<<<<

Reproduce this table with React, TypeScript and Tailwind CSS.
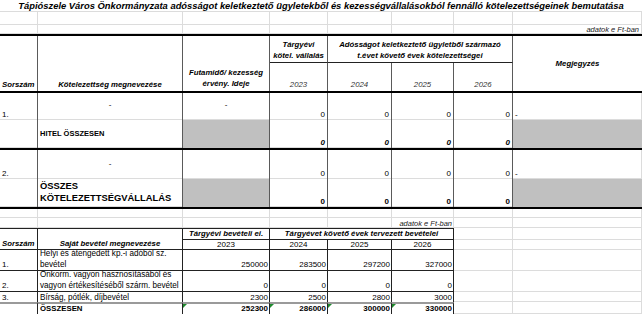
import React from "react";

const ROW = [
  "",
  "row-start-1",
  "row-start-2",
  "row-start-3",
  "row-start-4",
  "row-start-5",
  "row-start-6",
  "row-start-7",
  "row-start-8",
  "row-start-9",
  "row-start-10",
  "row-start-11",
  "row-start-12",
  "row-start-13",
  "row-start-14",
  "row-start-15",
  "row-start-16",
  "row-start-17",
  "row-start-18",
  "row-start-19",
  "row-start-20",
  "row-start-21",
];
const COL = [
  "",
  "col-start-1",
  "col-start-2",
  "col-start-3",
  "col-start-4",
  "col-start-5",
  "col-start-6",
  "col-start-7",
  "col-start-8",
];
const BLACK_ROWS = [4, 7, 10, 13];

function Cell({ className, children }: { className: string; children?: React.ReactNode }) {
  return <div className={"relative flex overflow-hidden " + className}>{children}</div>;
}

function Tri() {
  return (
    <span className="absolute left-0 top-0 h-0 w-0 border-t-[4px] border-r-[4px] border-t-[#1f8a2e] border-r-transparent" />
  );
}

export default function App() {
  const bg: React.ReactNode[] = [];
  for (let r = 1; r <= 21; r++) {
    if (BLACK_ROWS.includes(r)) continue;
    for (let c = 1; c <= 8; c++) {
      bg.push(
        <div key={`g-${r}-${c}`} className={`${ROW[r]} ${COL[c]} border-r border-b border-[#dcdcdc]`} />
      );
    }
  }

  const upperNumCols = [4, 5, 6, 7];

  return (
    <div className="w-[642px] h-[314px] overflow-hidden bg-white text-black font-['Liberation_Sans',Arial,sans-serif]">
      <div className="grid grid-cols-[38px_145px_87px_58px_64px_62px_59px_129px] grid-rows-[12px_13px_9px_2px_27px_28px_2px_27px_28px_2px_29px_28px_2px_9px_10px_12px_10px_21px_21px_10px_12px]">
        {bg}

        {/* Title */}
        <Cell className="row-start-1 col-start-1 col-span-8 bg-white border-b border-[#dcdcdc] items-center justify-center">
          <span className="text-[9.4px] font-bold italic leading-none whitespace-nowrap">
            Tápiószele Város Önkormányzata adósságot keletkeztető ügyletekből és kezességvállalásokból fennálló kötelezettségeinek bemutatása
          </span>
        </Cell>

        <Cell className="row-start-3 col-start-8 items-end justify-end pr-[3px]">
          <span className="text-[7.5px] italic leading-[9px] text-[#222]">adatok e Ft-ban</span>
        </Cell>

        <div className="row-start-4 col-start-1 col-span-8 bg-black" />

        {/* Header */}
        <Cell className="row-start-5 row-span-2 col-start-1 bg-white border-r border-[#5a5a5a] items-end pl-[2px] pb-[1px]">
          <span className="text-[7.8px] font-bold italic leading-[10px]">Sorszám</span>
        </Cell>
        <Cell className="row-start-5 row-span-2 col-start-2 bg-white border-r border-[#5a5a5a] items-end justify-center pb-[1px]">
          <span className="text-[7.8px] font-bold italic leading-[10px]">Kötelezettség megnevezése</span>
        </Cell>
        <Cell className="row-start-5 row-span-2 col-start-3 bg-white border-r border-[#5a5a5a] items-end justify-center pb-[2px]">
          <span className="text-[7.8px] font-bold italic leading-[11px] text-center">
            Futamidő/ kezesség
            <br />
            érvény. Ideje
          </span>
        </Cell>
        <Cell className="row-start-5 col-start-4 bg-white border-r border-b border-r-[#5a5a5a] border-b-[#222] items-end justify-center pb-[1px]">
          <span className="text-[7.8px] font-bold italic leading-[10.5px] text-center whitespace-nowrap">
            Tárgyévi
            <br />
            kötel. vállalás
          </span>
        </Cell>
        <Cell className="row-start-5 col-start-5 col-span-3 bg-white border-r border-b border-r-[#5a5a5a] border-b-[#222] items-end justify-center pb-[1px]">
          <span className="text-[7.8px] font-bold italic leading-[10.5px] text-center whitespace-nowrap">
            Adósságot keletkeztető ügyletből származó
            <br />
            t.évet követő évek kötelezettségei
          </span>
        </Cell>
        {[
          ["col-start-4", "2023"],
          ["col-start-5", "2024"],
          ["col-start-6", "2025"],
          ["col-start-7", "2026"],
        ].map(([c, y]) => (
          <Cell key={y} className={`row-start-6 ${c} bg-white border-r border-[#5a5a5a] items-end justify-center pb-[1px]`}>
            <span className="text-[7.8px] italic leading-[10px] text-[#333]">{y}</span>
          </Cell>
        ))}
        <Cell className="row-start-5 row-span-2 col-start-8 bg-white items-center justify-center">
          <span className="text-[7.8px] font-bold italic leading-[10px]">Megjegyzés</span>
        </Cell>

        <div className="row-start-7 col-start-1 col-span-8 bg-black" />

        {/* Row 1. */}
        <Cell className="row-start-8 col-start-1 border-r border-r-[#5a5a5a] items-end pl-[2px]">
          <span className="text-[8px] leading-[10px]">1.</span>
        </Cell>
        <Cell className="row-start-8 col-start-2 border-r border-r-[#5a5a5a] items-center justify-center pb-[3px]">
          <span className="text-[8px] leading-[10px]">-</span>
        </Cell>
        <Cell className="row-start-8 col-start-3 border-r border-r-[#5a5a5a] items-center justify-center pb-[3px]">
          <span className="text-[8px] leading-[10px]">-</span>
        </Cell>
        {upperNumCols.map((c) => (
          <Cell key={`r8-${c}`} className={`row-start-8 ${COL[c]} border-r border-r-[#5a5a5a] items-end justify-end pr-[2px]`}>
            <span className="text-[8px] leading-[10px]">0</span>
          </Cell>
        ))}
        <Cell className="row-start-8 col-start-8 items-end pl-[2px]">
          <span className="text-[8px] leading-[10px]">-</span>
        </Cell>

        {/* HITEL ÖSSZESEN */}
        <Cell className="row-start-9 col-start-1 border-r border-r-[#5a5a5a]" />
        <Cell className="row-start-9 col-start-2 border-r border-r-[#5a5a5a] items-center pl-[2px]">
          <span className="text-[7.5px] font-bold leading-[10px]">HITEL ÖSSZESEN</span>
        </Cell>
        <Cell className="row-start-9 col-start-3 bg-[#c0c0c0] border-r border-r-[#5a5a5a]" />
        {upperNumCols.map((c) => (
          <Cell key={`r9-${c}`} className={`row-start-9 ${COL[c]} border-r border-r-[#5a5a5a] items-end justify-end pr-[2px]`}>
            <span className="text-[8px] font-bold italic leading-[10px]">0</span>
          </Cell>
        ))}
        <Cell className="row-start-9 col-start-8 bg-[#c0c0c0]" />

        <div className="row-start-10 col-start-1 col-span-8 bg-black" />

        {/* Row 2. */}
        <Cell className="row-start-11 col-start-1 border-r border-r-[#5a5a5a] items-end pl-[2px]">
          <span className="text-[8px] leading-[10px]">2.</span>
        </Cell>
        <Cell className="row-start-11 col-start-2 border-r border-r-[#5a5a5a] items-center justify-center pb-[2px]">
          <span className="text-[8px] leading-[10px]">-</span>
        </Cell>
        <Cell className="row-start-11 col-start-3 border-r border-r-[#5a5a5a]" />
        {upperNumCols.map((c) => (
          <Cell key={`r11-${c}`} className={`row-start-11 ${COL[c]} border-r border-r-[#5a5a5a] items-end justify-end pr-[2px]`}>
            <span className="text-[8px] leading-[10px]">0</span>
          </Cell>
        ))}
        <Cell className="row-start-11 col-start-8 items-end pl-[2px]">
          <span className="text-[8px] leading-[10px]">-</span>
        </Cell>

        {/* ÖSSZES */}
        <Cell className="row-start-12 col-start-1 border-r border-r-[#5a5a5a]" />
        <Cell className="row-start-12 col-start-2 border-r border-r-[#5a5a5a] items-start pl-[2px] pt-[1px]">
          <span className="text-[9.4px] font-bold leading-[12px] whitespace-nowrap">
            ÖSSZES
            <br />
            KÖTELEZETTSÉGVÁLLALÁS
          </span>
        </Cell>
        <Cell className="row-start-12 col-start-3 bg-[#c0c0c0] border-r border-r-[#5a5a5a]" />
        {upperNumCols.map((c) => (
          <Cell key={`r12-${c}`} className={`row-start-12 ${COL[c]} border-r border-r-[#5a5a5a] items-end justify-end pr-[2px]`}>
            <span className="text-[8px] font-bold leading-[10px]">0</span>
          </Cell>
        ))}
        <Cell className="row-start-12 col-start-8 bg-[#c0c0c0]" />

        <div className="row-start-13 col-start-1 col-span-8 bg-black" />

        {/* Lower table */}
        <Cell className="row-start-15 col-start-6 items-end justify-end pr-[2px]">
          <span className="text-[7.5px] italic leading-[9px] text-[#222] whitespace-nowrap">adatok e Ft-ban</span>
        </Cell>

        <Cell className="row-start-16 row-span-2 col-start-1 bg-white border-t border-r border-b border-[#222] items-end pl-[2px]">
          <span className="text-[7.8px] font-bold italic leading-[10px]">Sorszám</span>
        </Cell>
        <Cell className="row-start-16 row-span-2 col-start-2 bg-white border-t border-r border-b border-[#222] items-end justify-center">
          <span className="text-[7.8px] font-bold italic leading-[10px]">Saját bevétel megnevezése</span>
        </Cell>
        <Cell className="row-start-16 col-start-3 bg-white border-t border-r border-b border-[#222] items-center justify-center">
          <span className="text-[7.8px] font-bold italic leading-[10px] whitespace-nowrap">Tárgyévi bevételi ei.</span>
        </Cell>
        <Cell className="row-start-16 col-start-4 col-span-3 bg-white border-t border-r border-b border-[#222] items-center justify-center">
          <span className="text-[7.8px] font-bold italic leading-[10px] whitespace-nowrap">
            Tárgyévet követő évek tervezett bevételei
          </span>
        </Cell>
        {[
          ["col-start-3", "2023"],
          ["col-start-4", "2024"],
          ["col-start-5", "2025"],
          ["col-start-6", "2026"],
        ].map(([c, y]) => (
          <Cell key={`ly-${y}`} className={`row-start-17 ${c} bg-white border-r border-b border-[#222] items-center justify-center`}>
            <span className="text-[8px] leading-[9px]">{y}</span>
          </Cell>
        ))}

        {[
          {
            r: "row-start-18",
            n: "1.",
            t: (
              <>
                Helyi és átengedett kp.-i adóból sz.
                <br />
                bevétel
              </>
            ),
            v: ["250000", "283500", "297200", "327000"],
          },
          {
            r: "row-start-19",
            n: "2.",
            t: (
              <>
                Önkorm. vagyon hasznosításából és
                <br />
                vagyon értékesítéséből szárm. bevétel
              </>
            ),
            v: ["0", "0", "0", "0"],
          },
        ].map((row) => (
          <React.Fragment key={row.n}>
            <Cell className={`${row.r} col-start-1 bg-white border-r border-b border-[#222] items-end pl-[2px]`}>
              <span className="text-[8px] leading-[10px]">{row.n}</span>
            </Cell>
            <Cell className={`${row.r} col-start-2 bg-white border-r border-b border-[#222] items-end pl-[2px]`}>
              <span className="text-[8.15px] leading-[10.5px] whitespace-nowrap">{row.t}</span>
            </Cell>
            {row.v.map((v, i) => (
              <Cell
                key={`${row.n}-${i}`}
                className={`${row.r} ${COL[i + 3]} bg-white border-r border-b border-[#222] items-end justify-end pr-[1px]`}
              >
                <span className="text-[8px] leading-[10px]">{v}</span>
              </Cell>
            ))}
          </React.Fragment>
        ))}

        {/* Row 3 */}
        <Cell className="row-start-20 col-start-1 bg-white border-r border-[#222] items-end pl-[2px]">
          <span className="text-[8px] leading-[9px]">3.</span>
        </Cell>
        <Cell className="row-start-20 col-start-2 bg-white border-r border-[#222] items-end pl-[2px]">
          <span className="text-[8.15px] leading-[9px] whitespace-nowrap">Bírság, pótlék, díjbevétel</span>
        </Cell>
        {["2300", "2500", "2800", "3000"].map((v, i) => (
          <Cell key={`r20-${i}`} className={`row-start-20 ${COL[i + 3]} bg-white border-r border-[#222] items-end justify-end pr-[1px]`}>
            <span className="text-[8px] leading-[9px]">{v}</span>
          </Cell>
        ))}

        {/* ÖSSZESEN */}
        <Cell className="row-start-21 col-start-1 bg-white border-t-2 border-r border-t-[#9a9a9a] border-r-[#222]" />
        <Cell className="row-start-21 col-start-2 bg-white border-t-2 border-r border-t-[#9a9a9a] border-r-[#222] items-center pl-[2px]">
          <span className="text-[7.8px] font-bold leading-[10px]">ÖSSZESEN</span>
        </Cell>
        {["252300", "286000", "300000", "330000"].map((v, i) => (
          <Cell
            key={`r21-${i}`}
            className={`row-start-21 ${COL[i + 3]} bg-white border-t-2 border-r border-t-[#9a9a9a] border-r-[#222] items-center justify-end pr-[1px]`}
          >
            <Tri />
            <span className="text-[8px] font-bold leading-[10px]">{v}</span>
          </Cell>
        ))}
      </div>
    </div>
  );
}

>>>>

• [WRITTEN TASK] Leave out the pictures, then repeat the listing above exactly from its first line to the line with "import React from", inclusive.

• [SOLUTION BELOW]
Reproduce this table with React, TypeScript and Tailwind CSS.
import React from "react";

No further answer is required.